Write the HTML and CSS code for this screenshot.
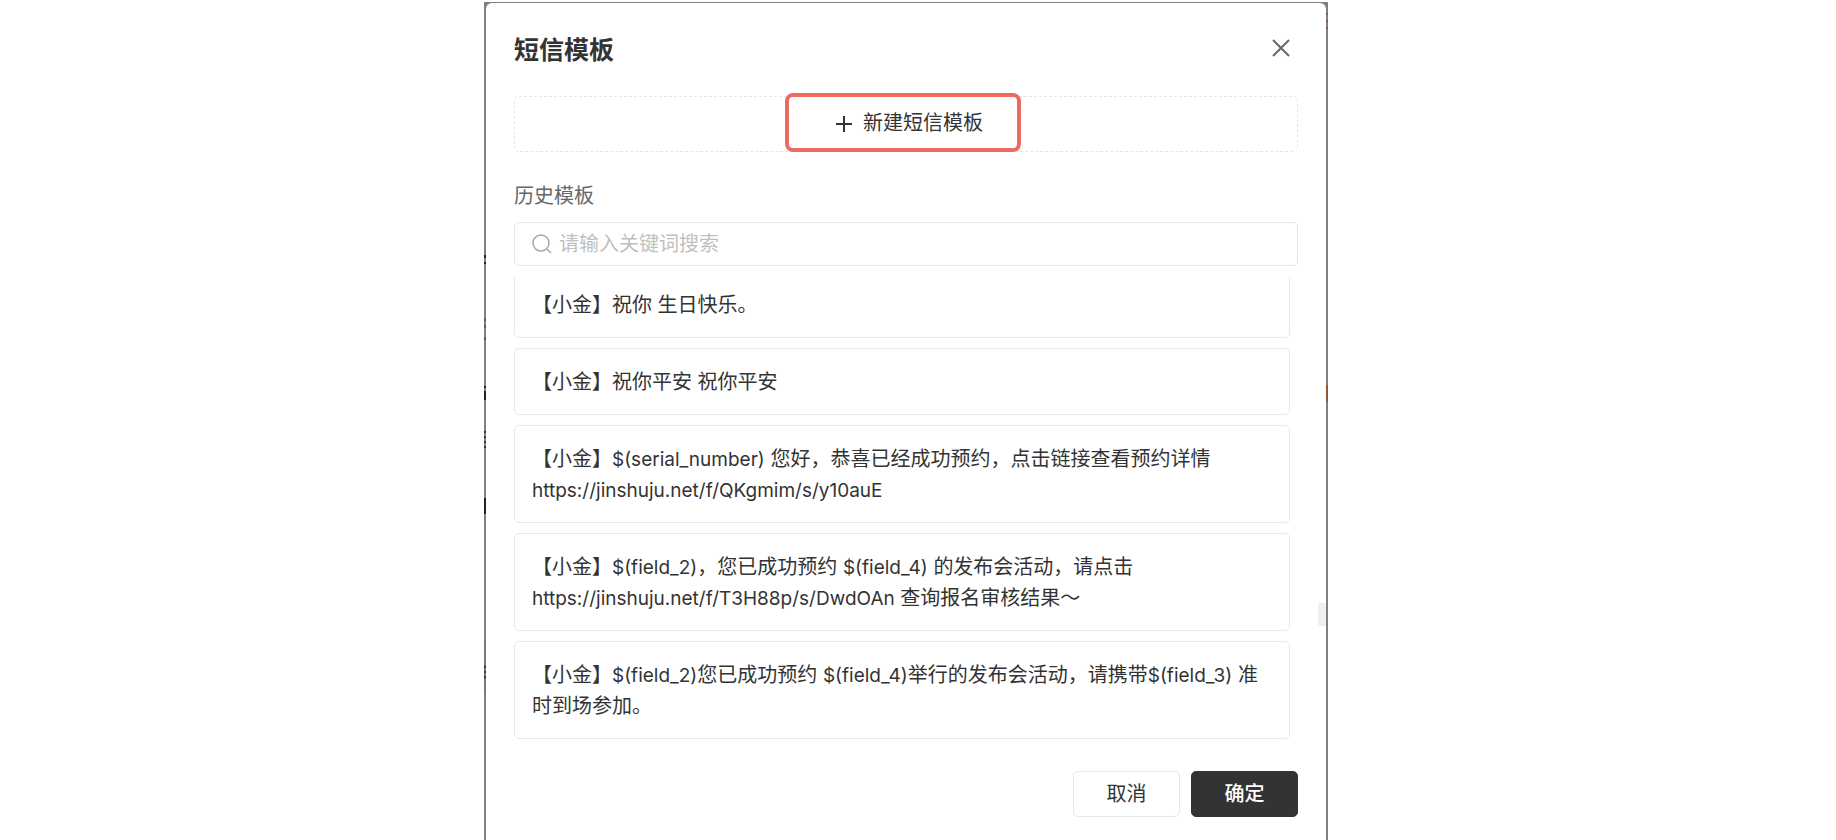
FILE: index.html
```html
<!DOCTYPE html>
<html lang="zh-CN">
<head>
<meta charset="utf-8">
<title>短信模板</title>
<link rel="stylesheet" href="styles.css">
</head>
<body>
<div class="backdrop">
  <section class="dialog" role="dialog" aria-labelledby="dialog-title">
    <header class="dialog-header">
      <h1 class="dialog-title" id="dialog-title">短信模板</h1>
      <button class="close" type="button" aria-label="关闭">
        <svg viewBox="0 0 18 18" width="18" height="18"><path d="M1 1 17 17M17 1 1 17"/></svg>
      </button>
    </header>
    <div class="create">
      <button class="create-button" type="button">
        <svg viewBox="0 0 18 18" width="18" height="18"><path d="M9 1V17M1 9H17"/></svg>
        新建短信模板
      </button>
    </div>
    <label class="history-label" for="keyword">历史模板</label>
    <div class="search">
      <svg viewBox="0 0 20 20" width="20" height="20"><circle cx="9" cy="9" r="8"/><path d="M15 15 19 19"/></svg>
      <input class="search-input" id="keyword" type="text" placeholder="请输入关键词搜索">
    </div>
    <ul class="templates">
      <li class="template">【小金】祝你 生日快乐。</li>
      <li class="template">【小金】祝你平安 祝你平安</li>
      <li class="template">【小金】<span class="token">$(serial_number)</span> 您好，恭喜已经成功预约，点击链接查看预约详情<br><span class="token">https://jinshuju.net/f/QKgmim/s/y10auE</span></li>
      <li class="template">【小金】<span class="token">$(field_2)</span>，您已成功预约 <span class="token">$(field_4)</span> 的发布会活动，请点击<br><span class="token">https://jinshuju.net/f/T3H88p/s/DwdOAn</span> 查询报名审核结果～</li>
      <li class="template">【小金】<span class="token">$(field_2)</span>您已成功预约 <span class="token">$(field_4)</span>举行的发布会活动，请携带<span class="token">$(field_3)</span> 准<br>时到场参加。</li>
    </ul>
    <footer class="dialog-footer">
      <button class="button" type="button">取消</button>
      <button class="button button-primary" type="button">确定</button>
    </footer>
    <span class="scroll-thumb"></span>
  </section>
</div>
</body>
</html>
```

FILE: styles.css
```css
* { box-sizing: border-box; }

body {
  margin: 0;
  padding: 2px 24px 0 0;
  height: 100vh;
  overflow: hidden;
  background: #fff;
  color: #333;
  font: 20px/31px Inter, "Noto Sans CJK SC", sans-serif;
}

button, input { font: inherit; color: inherit; }

svg {
  flex: none;
  fill: none;
  stroke: currentColor;
  stroke-width: 2;
}

/* Dimmed page, visible as a thin edge around the dialog */
.backdrop {
  max-width: 844px;
  min-height: 100%;
  margin: 0 auto;
  padding: 1px 2px 0;
  background:
    linear-gradient(#0000 11px, #8a5637 11px 13px, #0000 13px 18px, #8a5637 18px 20px, #0000 20px 25px, #8a5637 25px 27px, #0000 27px 383px, #96582f 383px 400px, #0000 400px) right / 2px 100% no-repeat,
    linear-gradient(#0000 253px, #222 253px 256px, #0000 256px 260px, #222 260px 262px, #0000 262px 316px, #2f6f7d 316px 319px, #0000 319px 323px, #2f6f7d 323px 326px, #0000 326px 335px, #2f6f7d 335px 338px, #0000 338px 384px, #222 384px 386px, #0000 386px 389px, #222 389px 398px, #0000 398px 429px, #333 429px 431px, #0000 431px 434px, #333 434px 436px, #0000 436px 439px, #333 439px 441px, #0000 441px 444px, #333 444px 446px, #0000 446px 496px, #222 496px 512px, #0000 512px 640px, #6f7a82 640px 664px, #2c333c 664px 666px, #6f7a82 666px 669px, #2c333c 669px 671px, #6f7a82 671px 674px, #2c333c 674px 676px, #6f7a82 676px 690px, #0000 690px) left / 2px 100% no-repeat,
    #808080;
  display: flex;
}

.dialog {
  position: relative;
  flex: 1;
  padding: 29px 28px 0;
  border-radius: 6px 6px 0 0;
  background: #fff;
}

.dialog-header {
  display: flex;
  align-items: flex-start;
  justify-content: space-between;
  margin-bottom: 27px;
}

.dialog-title {
  margin: 0;
  font-size: 25px;
  line-height: 37px;
  font-weight: 600;
}

.close {
  display: flex;
  padding: 7px 8px;
  border: 0;
  background: none;
  color: #666;
}

.create {
  display: flex;
  justify-content: center;
  height: 56px;
  border: 1px dashed #e6e6e6;
  border-radius: 5px;
}

.create-button {
  display: flex;
  align-items: center;
  justify-content: center;
  gap: 10px;
  width: 236px;
  margin: -4px 6px -1px 0;
  padding: 2px 0 0 12px;
  border: 4px solid #ee6a5f;
  border-radius: 8px;
  background: #fff;
}

.history-label {
  display: block;
  margin: 29px 0 10px;
  color: #666;
}

.search {
  display: flex;
  align-items: center;
  gap: 7px;
  height: 44px;
  padding: 0 17px;
  border: 1px solid #e6e6e6;
  border-radius: 5px;
  color: #a6a6a6;
}

.search svg { stroke-width: 1.5; }

.search-input {
  flex: 1;
  min-width: 0;
  padding: 0;
  border: 0;
  outline: 0;
  background: none;
}

.search-input::placeholder { color: #bfbfbf; opacity: 1; }

.templates {
  display: flex;
  flex-direction: column;
  justify-content: flex-end;
  gap: 10px;
  height: 462px;
  margin: 11px 8px 0 0;
  padding: 0;
  overflow: hidden;
  list-style: none;
}

.template {
  flex: none;
  padding: 18px 8px 16px 17px;
  border: 1px solid #e8e8e8;
  border-radius: 5px;
}

.token {
  font-size: 19px;
  line-height: 1;
}

.dialog-footer {
  display: flex;
  justify-content: flex-end;
  gap: 11px;
  padding: 32px 0 24px;
}

.button {
  width: 107px;
  height: 46px;
  padding: 0;
  border: 1px solid #e6e6e6;
  border-radius: 5px;
  background: #fff;
}

.button-primary {
  border-color: #333;
  background: #333;
  color: #fff;
  font-weight: 500;
}

.scroll-thumb {
  position: absolute;
  top: 600px;
  right: 0;
  width: 8px;
  height: 23px;
  border-radius: 3px 0 0 3px;
  background: #efefef;
}
```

### [EXERCISE]
Every line of the data should be copied as it stands, without the images.

### [RESULT OF THIS EXERCISE]
Write the HTML and CSS code for this screenshot.
FILE: index.html
```html
<!DOCTYPE html>
<html lang="zh-CN">
<head>
<meta charset="utf-8">
<title>短信模板</title>
<link rel="stylesheet" href="styles.css">
</head>
<body>
<div class="backdrop">
  <section class="dialog" role="dialog" aria-labelledby="dialog-title">
    <header class="dialog-header">
      <h1 class="dialog-title" id="dialog-title">短信模板</h1>
      <button class="close" type="button" aria-label="关闭">
        <svg viewBox="0 0 18 18" width="18" height="18"><path d="M1 1 17 17M17 1 1 17"/></svg>
      </button>
    </header>
    <div class="create">
      <button class="create-button" type="button">
        <svg viewBox="0 0 18 18" width="18" height="18"><path d="M9 1V17M1 9H17"/></svg>
        新建短信模板
      </button>
    </div>
    <label class="history-label" for="keyword">历史模板</label>
    <div class="search">
      <svg viewBox="0 0 20 20" width="20" height="20"><circle cx="9" cy="9" r="8"/><path d="M15 15 19 19"/></svg>
      <input class="search-input" id="keyword" type="text" placeholder="请输入关键词搜索">
    </div>
    <ul class="templates">
      <li class="template">【小金】祝你 生日快乐。</li>
      <li class="template">【小金】祝你平安 祝你平安</li>
      <li class="template">【小金】<span class="token">$(serial_number)</span> 您好，恭喜已经成功预约，点击链接查看预约详情<br><span class="token">https://jinshuju.net/f/QKgmim/s/y10auE</span></li>
      <li class="template">【小金】<span class="token">$(field_2)</span>，您已成功预约 <span class="token">$(field_4)</span> 的发布会活动，请点击<br><span class="token">https://jinshuju.net/f/T3H88p/s/DwdOAn</span> 查询报名审核结果～</li>
      <li class="template">【小金】<span class="token">$(field_2)</span>您已成功预约 <span class="token">$(field_4)</span>举行的发布会活动，请携带<span class="token">$(field_3)</span> 准<br>时到场参加。</li>
    </ul>
    <footer class="dialog-footer">
      <button class="button" type="button">取消</button>
      <button class="button button-primary" type="button">确定</button>
    </footer>
    <span class="scroll-thumb"></span>
  </section>
</div>
</body>
</html>
```

FILE: styles.css
```css
* { box-sizing: border-box; }

body {
  margin: 0;
  padding: 2px 24px 0 0;
  height: 100vh;
  overflow: hidden;
  background: #fff;
  color: #333;
  font: 20px/31px Inter, "Noto Sans CJK SC", sans-serif;
}

button, input { font: inherit; color: inherit; }

svg {
  flex: none;
  fill: none;
  stroke: currentColor;
  stroke-width: 2;
}

/* Dimmed page, visible as a thin edge around the dialog */
.backdrop {
  max-width: 844px;
  min-height: 100%;
  margin: 0 auto;
  padding: 1px 2px 0;
  background:
    linear-gradient(#0000 11px, #8a5637 11px 13px, #0000 13px 18px, #8a5637 18px 20px, #0000 20px 25px, #8a5637 25px 27px, #0000 27px 383px, #96582f 383px 400px, #0000 400px) right / 2px 100% no-repeat,
    linear-gradient(#0000 253px, #222 253px 256px, #0000 256px 260px, #222 260px 262px, #0000 262px 316px, #2f6f7d 316px 319px, #0000 319px 323px, #2f6f7d 323px 326px, #0000 326px 335px, #2f6f7d 335px 338px, #0000 338px 384px, #222 384px 386px, #0000 386px 389px, #222 389px 398px, #0000 398px 429px, #333 429px 431px, #0000 431px 434px, #333 434px 436px, #0000 436px 439px, #333 439px 441px, #0000 441px 444px, #333 444px 446px, #0000 446px 496px, #222 496px 512px, #0000 512px 640px, #6f7a82 640px 664px, #2c333c 664px 666px, #6f7a82 666px 669px, #2c333c 669px 671px, #6f7a82 671px 674px, #2c333c 674px 676px, #6f7a82 676px 690px, #0000 690px) left / 2px 100% no-repeat,
    #808080;
  display: flex;
}

.dialog {
  position: relative;
  flex: 1;
  padding: 29px 28px 0;
  border-radius: 6px 6px 0 0;
  background: #fff;
}

.dialog-header {
  display: flex;
  align-items: flex-start;
  justify-content: space-between;
  margin-bottom: 27px;
}

.dialog-title {
  margin: 0;
  font-size: 25px;
  line-height: 37px;
  font-weight: 600;
}

.close {
  display: flex;
  padding: 7px 8px;
  border: 0;
  background: none;
  color: #666;
}

.create {
  display: flex;
  justify-content: center;
  height: 56px;
  border: 1px dashed #e6e6e6;
  border-radius: 5px;
}

.create-button {
  display: flex;
  align-items: center;
  justify-content: center;
  gap: 10px;
  width: 236px;
  margin: -4px 6px -1px 0;
  padding: 2px 0 0 12px;
  border: 4px solid #ee6a5f;
  border-radius: 8px;
  background: #fff;
}

.history-label {
  display: block;
  margin: 29px 0 10px;
  color: #666;
}

.search {
  display: flex;
  align-items: center;
  gap: 7px;
  height: 44px;
  padding: 0 17px;
  border: 1px solid #e6e6e6;
  border-radius: 5px;
  color: #a6a6a6;
}

.search svg { stroke-width: 1.5; }

.search-input {
  flex: 1;
  min-width: 0;
  padding: 0;
  border: 0;
  outline: 0;
  background: none;
}

.search-input::placeholder { color: #bfbfbf; opacity: 1; }

.templates {
  display: flex;
  flex-direction: column;
  justify-content: flex-end;
  gap: 10px;
  height: 462px;
  margin: 11px 8px 0 0;
  padding: 0;
  overflow: hidden;
  list-style: none;
}

.template {
  flex: none;
  padding: 18px 8px 16px 17px;
  border: 1px solid #e8e8e8;
  border-radius: 5px;
}

.token {
  font-size: 19px;
  line-height: 1;
}

.dialog-footer {
  display: flex;
  justify-content: flex-end;
  gap: 11px;
  padding: 32px 0 24px;
}

.button {
  width: 107px;
  height: 46px;
  padding: 0;
  border: 1px solid #e6e6e6;
  border-radius: 5px;
  background: #fff;
}

.button-primary {
  border-color: #333;
  background: #333;
  color: #fff;
  font-weight: 500;
}

.scroll-thumb {
  position: absolute;
  top: 600px;
  right: 0;
  width: 8px;
  height: 23px;
  border-radius: 3px 0 0 3px;
  background: #efefef;
}
```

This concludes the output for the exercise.